The book wasn’t easy to get off the ground, but Bailie was definitely the man to do it. Here’s a taste of his resume: “My work has appeared in NME, Mojo, The Times, The Mirror, The Irish Times and Hot Press. I was Assistant Editor of NME, 1992-96. I have presented a weekly BBC Radio Ulster show since 1999. I was co-founder and original CEO of the Oh Yeah Music Centre – a Belfast resource for musicians, entrepreneurs, music tourism and outreach.”
The result is, according to Kirwan, “in its own soulful way, one of the finest books written on the Troubles in Northern Ireland.”
Date of birth: July 5 1961
Place of birth: Belfast
“Trouble Songs: Music and Conflict in Northern Ireland” (2018); “The Ballad of the Thin Man: the authorized story of Phil Lynott and Thin Lizzy,” (1997).
What is your writing routine? Are there ideal conditions?
I like a tight deadline. Most of the book was written in a four month fever of overnight sessions. Not great for the health, but I love the fierce concentration that visits me around 2 a.m.
What advice do you have for aspiring writers?
It’s mostly about getting your hustle on. About being useful, reliable and having some flair and suss. I moved to London in 1985 and pestered the music press. New Musical Express was my chosen home. It was full of eccentrics who expected you to be curious about the world and to cut your own groove.
Name three books that are memorable in terms of your reading pleasure.
“Milkman” by Anna Burns gives voice to a deep layer of grief and stress in the Belfast story. Mesmeric stuff.
I read “Train Dreams” by Denis Johnson by on the Amtrak from Seattle to Portland and I was moved by the sad essence of a life in the old West.
“Just Kids” by Patti Smith is everything you want it to be: artists finding their legendary voices plus shenanigans at the Chelsea Hotel.
What book are you currently reading?
I’m reading “Louis Armstrong: An American Genius” by James Lincoln Collier while listening to his Hot Five recordings. What a life and a legacy.
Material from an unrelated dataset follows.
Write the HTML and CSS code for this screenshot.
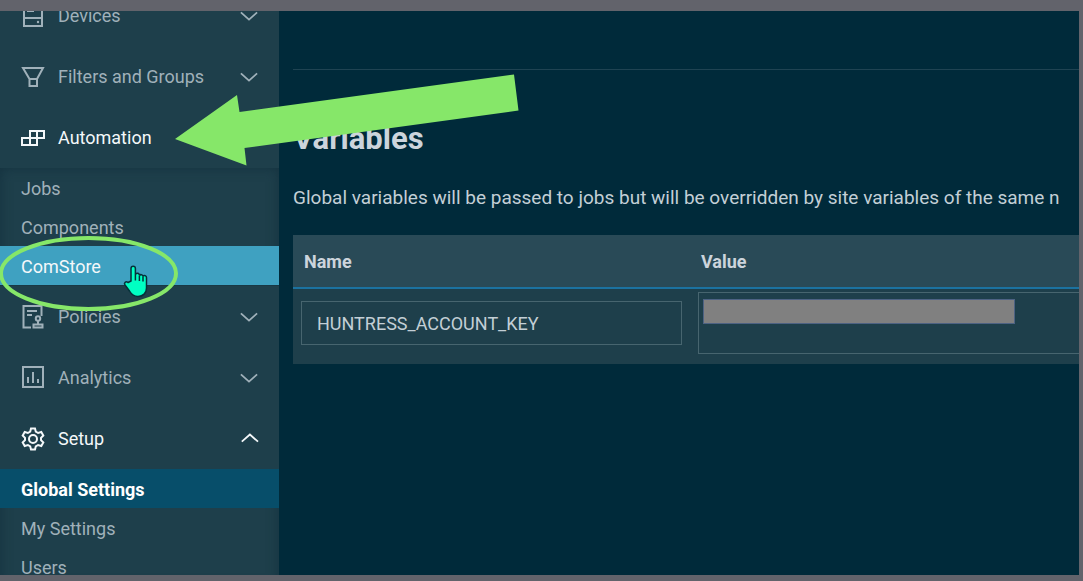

Is there a book you wish you had written?
Greil Marcus writes brilliantly about music and “Mystery Train” is all bravura and insight.
Name a book that you were pleasantly surprised by.
“Sweet Home” by Wendy Erskine is a great debut. Her short stories about Belfast are understated but rich in meaning and intent.
If you could meet one author, living or dead, who would it be?
Imagine meeting Ernest Hemingway around the time of “A Moveable Feast.” Hanging out with Gertrude Stein and F. Scott Fitzgerald in jazz age Paris and watching him scribble fine sentences in Les Deux Magots.
What book changed your life?
Tom Wolfe edited “The New Journalism,” a series of magazine articles from America’s golden age of periodical writing. His introduction is a crash course for bold writers. I love the pizazz and the spadework of Tom Wolfe’s own work.
What is your favorite spot in Ireland?
I’ve had glorious moments in Donegal, especially around Gweedore. I’m friendly with the group Clannad and that was my introduction. I wrote an early section of my book in a cottage and I did a good Gael Linn language course there also. The smell of the turf and a view over the Atlantic amounts to special joy.
You’re Irish if…
If you feel inclined to ramble but you’re lonesome when you get there. I was often homesick on my London years but I’d play “Astral Weeks” by Van Morrison and get transported back to East Belfast. Magical.